Monday, September 11, 2006

Heavy Metal

The smell of hot metal filled the air as I walked through the hangar to the ops room. Didn't look like too much action today; a couple of semis up on lifts, a ground-effect shuttle with its guts spilled out in front of it, and a couple of one-man tanks getting what looked like routine maintenance tweaks. It was even quiet enough to hold a conversation, a rare state out on the floor. I mentioned it to Dex and he nodded agreement.

We carded in through the security door to ops and dropped our gear bags by the lockers. Dex went to check the duty rosters and I wandered over to where a couple of noncoms were doing system checks on Omni - the usual stuff, sensor feeds, network connections, clean self-diagnostics - all the things that kept our computerized coordinator running in prime order. I peered over their shoulders and got a quick strobe-view of a half-dozen active patrols - system status, vid from hull-mounted cameras, crew biometrics. Looked like a pretty quiet day out there.

The sound of maintenance work got briefly louder and I checked behind me and saw that Wilkes had come in. He walked straight to me with a suppressed smile on his face.

"When I was ten my brother hid a snake in my bed," I ribbed him, "He had that same look on his face while we were changing into our pjs."

"Well, sir, I have to say that you always provide me an opportunity to challenge my professional skills," he said in a broad Tidewater drawl. When Dex first met Wilkes he talked to him for a good ten minutes, after which he confided to me, "I think I understood maybe one word out of ten from that guy." The accent sounds curiously like a New England fisherman's speech, but it's all Virginia. Wilkes had spent his entire life in the Norfolk area, and had cut his teeth working on the big warships, carriers and the like. We had him now, and there wasn't an urban patrol vehicle he couldn't spank into shape.

"So is she ready?" I asked. I knew the answer, just wanted to give him the satisfaction of saying it.

"Only one way to find out," he replied.

I called Dex and the three of us headed back out onto the floor, down the corridor into the big bays, and out into one of the monster hangars where she was waiting for us.

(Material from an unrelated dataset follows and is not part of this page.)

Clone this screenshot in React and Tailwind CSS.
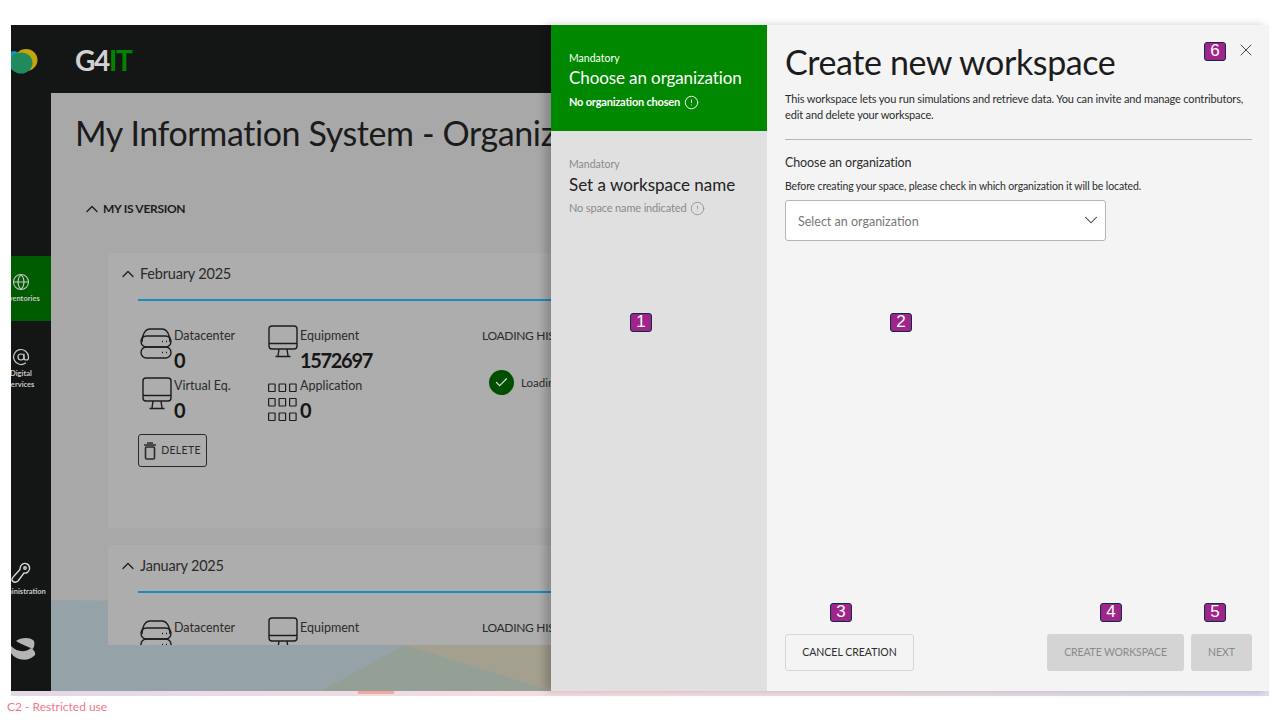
import React from "react";
import { ChevronDown, ChevronUp, CircleAlert, Check, X, Globe, AtSign } from "lucide-react";

const FONT = { fontFamily: '"Lato", "Liberation Sans", sans-serif' };

function ServerIcon() {
  return (
    <svg width="32" height="32" viewBox="0 0 32 32" fill="none" stroke="currentColor" strokeWidth="1.4">
      <path d="M2 15 C2 8 5 2 10 2 H22 C27 2 30 8 30 15" />
      <rect x="1" y="9" width="30" height="11" rx="5.5" />
      <rect x="1" y="20" width="30" height="11" rx="5.5" />
      <path d="M22 14.5h1M26 14.5h1M22 25.5h1M26 25.5h1" />
    </svg>
  );
}

function MonitorIcon() {
  return (
    <svg width="30" height="33" viewBox="0 0 30 33" fill="none" stroke="currentColor" strokeWidth="1.4">
      <rect x="1" y="1" width="28" height="23" rx="3" />
      <path d="M1 18.5h28M11 24l-1 7M19 24l1 7M7.5 31.5h15" />
    </svg>
  );
}

function GridIcon() {
  const cells = [0, 10.5, 21];
  return (
    <svg width="30" height="39" viewBox="0 0 30 39" fill="none" stroke="currentColor" strokeWidth="1.2">
      {[1, 15.5, 30].map((y) =>
        cells.map((x) => <rect key={`${x}-${y}`} x={x + 0.6} y={y} width="6.5" height="7.5" rx="0.5" />)
      )}
    </svg>
  );
}

function TrashIcon() {
  return (
    <svg width="12" height="18" viewBox="0 0 12 18" fill="none" stroke="currentColor" strokeWidth="1.6">
      <path d="M0 3h12M3 1h6" />
      <rect x="1.5" y="5" width="9" height="12" rx="1" />
    </svg>
  );
}

function KeyIcon() {
  return (
    <svg width="20" height="22" viewBox="0 0 20 22" fill="none" stroke="#d6d6d6" strokeWidth="1.4">
      <path d="M11 2.5 C14 0 19 2 18.5 7 C18 10 15.5 11.5 13 11 L7 19 C5 21 1.5 20.5 1 18 C0.5 16 2 15 3.5 13.5 L9 7.5 C8.8 5.5 9.5 3.8 11 2.5 Z" />
      <circle cx="14" cy="6" r="1.2" />
    </svg>
  );
}

function AppLogo() {
  return (
    <svg width="27" height="25" viewBox="0 0 27 25">
      <ellipse cx="3" cy="9" rx="6" ry="7" fill="#1a8fc0" />
      <ellipse cx="15" cy="11" rx="11.5" ry="11" fill="#c2a60a" />
      <ellipse cx="10" cy="14" rx="11.5" ry="10.5" fill="#1f8a5e" />
    </svg>
  );
}

function SwooshLogo() {
  return (
    <svg width="25" height="25" viewBox="0 0 25 25" fill="#b4b4b4">
      <path d="M5 4 C10 0 20 0 23 4 C24 7 23 10 22 12 C16 9 9 7 5 4 Z" />
      <path d="M0 9 C6 15 14 16 20 11 C23 13 25 16 24 18 C18 25 5 24 0 16 Z" />
    </svg>
  );
}

function NavItem({ icon, lines, active, height }) {
  return (
    <div className={`w-[60px] flex flex-col items-center justify-center text-[7.5px] leading-[11px] text-[#c8c8c8] ${height} ${active ? "bg-[#005c00]" : ""}`}>
      {icon}
      <div className="mt-[2px] text-center font-bold">
        {lines.map((l) => <div key={l}>{l}</div>)}
      </div>
    </div>
  );
}

function Stat({ icon, label, value, iconClass }) {
  return (
    <div className="flex h-[50px] items-start">
      <div className={`w-[34px] shrink-0 text-[#1c1c1c] ${iconClass}`}>{icon}</div>
      <div>
        <div className="pt-[1px] text-[12.5px] leading-[19px] text-[#2b2b2b] whitespace-nowrap">{label}</div>
        <div className="text-[20px] leading-[30px] font-bold text-[#161616] tracking-[-1.3px] whitespace-nowrap">{value}</div>
      </div>
    </div>
  );
}

function VersionCard({ title, stats, extra, height }) {
  return (
    <div className={`w-[700px] shrink-0 bg-[#adadad] rounded-[3px] pl-[10px] ${height}`}>
      <div className="flex items-center h-[41px]">
        <ChevronUp size={20} strokeWidth={1.5} className="text-[#1c1c1c]" />
        <span className="ml-[2px] text-[14.5px] tracking-[-0.2px] text-[#2a2a2a]">{title}</span>
      </div>
      <div className="ml-[20px] mt-[5px] h-[2px] bg-[#1a8cbc]" />
      <div className="ml-[22px] mt-[24px] flex">
        <div className="w-[342px] shrink-0">
          <div className="grid grid-cols-[128px_1fr]">
            {stats.map((s) => <Stat key={s.label} {...s} />)}
          </div>
          {extra}
        </div>
        <div>
          <div className="pt-[1px] text-[12px] leading-[19px] tracking-[-0.3px] text-[#2b2b2b] whitespace-nowrap">LOADING HISTORY</div>
          {title === "February 2025" && (
            <div className="mt-[25px] ml-[7px] flex items-center">
              <span className="w-[25px] h-[25px] rounded-full bg-[#004f00] flex items-center justify-center">
                <Check size={15} strokeWidth={2} className="text-[#d8d8d8]" />
              </span>
              <span className="ml-[7px] text-[11.5px] text-[#2b2b2b]">Loading</span>
            </div>
          )}
        </div>
      </div>
    </div>
  );
}

function Callout({ n, className }) {
  return (
    <span
      className={`absolute w-[22px] h-[19px] rounded-[3px] border-[1.5px] border-[#0f2a44] bg-[#a0258a] text-white text-[17px] leading-[16px] text-center ${className}`}
      style={{ fontFamily: '"Liberation Sans", sans-serif' }}
    >
      {n}
    </span>
  );
}

const FEB_STATS = [
  { icon: <ServerIcon />, label: "Datacenter", value: "0", iconClass: "pt-[2px]" },
  { icon: <MonitorIcon />, label: "Equipment", value: "1\u200A572\u200A697", iconClass: "-mr-[2px]" },
  { icon: <MonitorIcon />, label: "Virtual Eq.", value: "0", iconClass: "pt-[2px] pl-[2px]" },
  { icon: <GridIcon />, label: "Application", value: "0", iconClass: "pt-[8px] -mr-[2px]" },
];

const JAN_STATS = [
  { icon: <ServerIcon />, label: "Datacenter", value: "0", iconClass: "pt-[2px]" },
  { icon: <MonitorIcon />, label: "Equipment", value: "0", iconClass: "-mr-[2px]" },
];

export default function App() {
  return (
    <div className="relative w-[1280px] h-[720px] overflow-hidden bg-white" style={FONT}>
      <div className="h-[25px]" />

      <div className="ml-[11px] w-[1258px] h-[666px] flex relative">
        {/* dimmed page behind the drawer */}
        <div className="w-[540px] shrink-0 flex overflow-hidden">
          <aside className="w-[40px] shrink-0 bg-[#141615] overflow-hidden">
            <div className="-ml-[20px] w-[60px] h-full flex flex-col">
              <div className="pl-[20px] pt-[24px] h-[231px]"><AppLogo /></div>
              <NavItem active height="h-[65px]" icon={<Globe size={18} strokeWidth={1.4} />} lines={["Inventories"]} />
              <div className="h-[23px]" />
              <NavItem height="h-[50px]" icon={<AtSign size={18} strokeWidth={1.6} />} lines={["Digital", "services"]} />
              <div className="h-[165px]" />
              <NavItem height="h-[40px]" icon={<KeyIcon />} lines={["Administration"]} />
              <div className="pl-[20px] pt-[38px]"><SwooshLogo /></div>
            </div>
          </aside>

          <div className="w-[500px] shrink-0 flex flex-col">
            <header className="h-[68px] shrink-0 bg-[#141615] pl-[24px] pt-[17px] text-[28px] leading-[36px] font-bold tracking-[-1.3px]">
              <span className="text-[#d2d2d2]">G4</span>
              <span className="text-[#008400]">IT</span>
            </header>

            <main className="relative flex-1 overflow-hidden">
              <svg className="absolute inset-0" width="500" height="598" viewBox="0 0 500 598">
                <rect width="500" height="598" fill="#a8a8a8" />
                <polygon points="0,507 500,512 500,598 0,598" fill="#95a2a7" />
                <polygon points="270,598 354,552 500,598" fill="#949f96" />
                <polygon points="354,552 500,552 500,598" fill="#a3a08f" />
              </svg>
              <div className="relative h-[552px] overflow-hidden">
                <h1 className="pl-[24px] pt-[15px] text-[34px] leading-[50px] tracking-[-0.4px] text-[#1b1b1b] whitespace-nowrap">
                  My Information System - Organization
                </h1>
                <div className="ml-[31px] mt-[36px] flex items-center h-[30px]">
                  <ChevronUp size={20} strokeWidth={1.6} className="text-[#1c1c1c]" />
                  <span className="ml-[1px] text-[12px] font-bold tracking-[-0.3px] text-[#1c1c1c]">MY IS VERSION</span>
                </div>
                <div className="ml-[57px] mt-[29px] flex flex-col gap-[17px]">
                  <VersionCard
                    title="February 2025"
                    stats={FEB_STATS}
                    height="h-[275px]"
                    extra={
                      <button className="-ml-[2px] mt-[9px] w-[69px] h-[33px] flex items-center justify-center gap-[5px] border border-[#2a2a2a] rounded-[3px] text-[10.5px] tracking-[0.3px] text-[#2a2a2a]">
                        <TrashIcon /> DELETE
                      </button>
                    }
                  />
                  <VersionCard title="January 2025" stats={JAN_STATS} height="h-[275px]" />
                </div>
              </div>
            </main>
          </div>
        </div>

        {/* drawer */}
        <div className="relative flex-1 flex shadow-[-6px_0_8px_rgba(0,0,0,0.2)]">
          <nav className="w-[216px] shrink-0 bg-[#e0e0e0]">
            <div className="h-[106px] bg-[#008800] text-white pl-[18px] pt-[26px]">
              <div className="text-[10.5px] leading-[14px]">Mandatory</div>
              <div className="text-[17px] leading-[26px] tracking-[-0.1px] whitespace-nowrap">Choose an organization</div>
              <div className="mt-[3px] flex items-center gap-[4px] text-[11px] leading-[16px] font-bold tracking-[-0.2px] whitespace-nowrap">
                No organization chosen <CircleAlert size={15} strokeWidth={1.5} />
              </div>
            </div>
            <div className="mt-[2px] pl-[18px] pt-[24px]">
              <div className="text-[10.5px] leading-[14px] text-[#8a8a8a]">Mandatory</div>
              <div className="text-[17px] leading-[26px] mt-[1px] text-[#222] whitespace-nowrap">Set a workspace name</div>
              <div className="mt-[2px] flex items-center gap-[4px] text-[11px] leading-[16px] tracking-[-0.15px] text-[#8a8a8a] whitespace-nowrap">
                No space name indicated <CircleAlert size={15} strokeWidth={1.3} />
              </div>
            </div>
          </nav>

          <section className="relative flex-1 bg-[#f4f4f4] pl-[18px] pr-[17px] flex flex-col">
            <div className="flex justify-between items-start">
              <h2 className="pt-[15px] text-[34px] leading-[44px] tracking-[-0.4px] text-[#1c1c1c] whitespace-nowrap">Create new workspace</h2>
              <X size={20} strokeWidth={1.2} className="mt-[15px] -mr-[4px] text-[#444]" />
            </div>
            <p className="mt-[7px] text-[11px] leading-[16px] tracking-[-0.15px] text-[#2c2c2c]">
              This workspace lets you run simulations and retrieve data. You can invite and manage contributors, edit and delete your workspace.
            </p>
            <hr className="mt-[16px] border-[#b4b4b4]" />
            <div className="mt-[14px] text-[12.5px] leading-[18px] tracking-[-0.1px] text-[#2c2c2c]">Choose an organization</div>
            <div className="mt-[6px] text-[10.5px] leading-[16px] tracking-[-0.13px] text-[#2c2c2c] whitespace-nowrap">
              Before creating your space, please check in which organization it will be located.
            </div>
            <div className="mt-[6px] w-[321px] h-[41px] bg-white border border-[#b4b4b4] rounded-[3px] pl-[12px] pr-[3px] flex items-center justify-between text-[12.5px] text-[#777]">
              <span className="mt-[3px]">Select an organization</span>
              <ChevronDown size={22} strokeWidth={1.1} className="-mt-[2px] text-[#333]" />
            </div>

            <div className="mt-auto mb-[20px] flex items-center">
              <button className="w-[129px] h-[37px] border border-[#d6d6d6] rounded-[3px] text-[10.5px] text-[#2c2c2c]">CANCEL CREATION</button>
              <button className="ml-auto w-[137px] h-[37px] bg-[#d4d4d4] rounded-[3px] text-[10.5px] tracking-[-0.15px] text-[#8a8a8a]">CREATE WORKSPACE</button>
              <button className="ml-[7px] w-[61px] h-[37px] bg-[#d4d4d4] rounded-[3px] text-[10.5px] text-[#8a8a8a]">NEXT</button>
            </div>
          </section>

          <Callout n="1" className="left-[79px] top-[288px]" />
          <Callout n="2" className="left-[339px] top-[288px]" />
          <Callout n="3" className="left-[279px] top-[578px]" />
          <Callout n="4" className="left-[549px] top-[578px]" />
          <Callout n="5" className="left-[653px] top-[578px]" />
          <Callout n="6" className="left-[653px] top-[17px]" />
        </div>
      </div>

      <div className="ml-[11px] w-[1258px] h-[5px] bg-gradient-to-r from-[#e3d8e8] via-[#f6dfe2] to-[#dcdcea] flex">
        <div className="ml-[347px] w-[36px] h-[3px] bg-[#f0a8a0]" />
      </div>
      <div className="pl-[7px] pt-[2px] text-[12px] leading-[18px] text-[#f0788c]">C2 - Restricted use</div>
    </div>
  );
}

I don't know whether or not Wilkes had told us to be there at that specific time because he knew the light was going to be just right but if he had I admired his sense of drama. Dex whistled low when he caught sight of her and we just stood there for a few minutes admiring her glowing in the hazy sunlight that slanted down through the high bay windows.

If your kid made a drawing of an MPAC-15 Urban Pacification Chassis you might guess it was some kind of bug - a sand flea, maybe, something along those lines. But the only bug you'd find this big would be in an old '50's horror movie where some atomic accident had bred giant, mutated ants. The MPAC stood about 22 feet at the crest and had six heavily armored legs that kept it moving and stable. She took the largest crew of the any vehicle in the force and at top speed she could go in one side of any building and out the other like pig fat through a goose and that wasn't even if she used any of her eight weapons systems.

She was beautiful, a monstrous metal work of art. And the last time I'd seen her she'd been about as bad off as I'd ever seen a vehicle that was still capable of moving under its own power - vast swaths of scorched metal, countless divots where shells had impacted the armor - and far too many holes where some of those shells had penetrated.

And, of course, the blood. Most of it not ours, but some of it Parker's. That thought brought my reverie of admiration up short.

"You've done the full diagnostics?" I grilled Wilkes, "Not just the system reinstall routine?"

"Sure did, Cap, and she checks out green on all boards."

Dex said, "Well, she sure looks fine."

"Anyone with a welding torch and a can of wax can make it look fine," I grunted.

Wilkes looked slightly miffed. "I can run another set of routines if it'll make you feel better Cap." He'd do it, too - but he'd be cranky about it. There's a right time to make your chief engineer cranky, but this wasn't it.

I sighed and said, "No, I know you've already checked her over. Besides, if I know you you've already taken her over the course, haven't you?"

The look in his eyes confirmed what I'd guessed; he'd already taken her out for a spin through the training and obstacle course out behind the hangars - probably wasn't hard to crew her up either, just offered a few of the other mechanics a chance to take her out for a jaunt.

He grinned a bit and drawled, "Well, had to make sure she was shipshape, y'know Cap?"

1 comment:

Mike said...

Damn this is going to be a good read.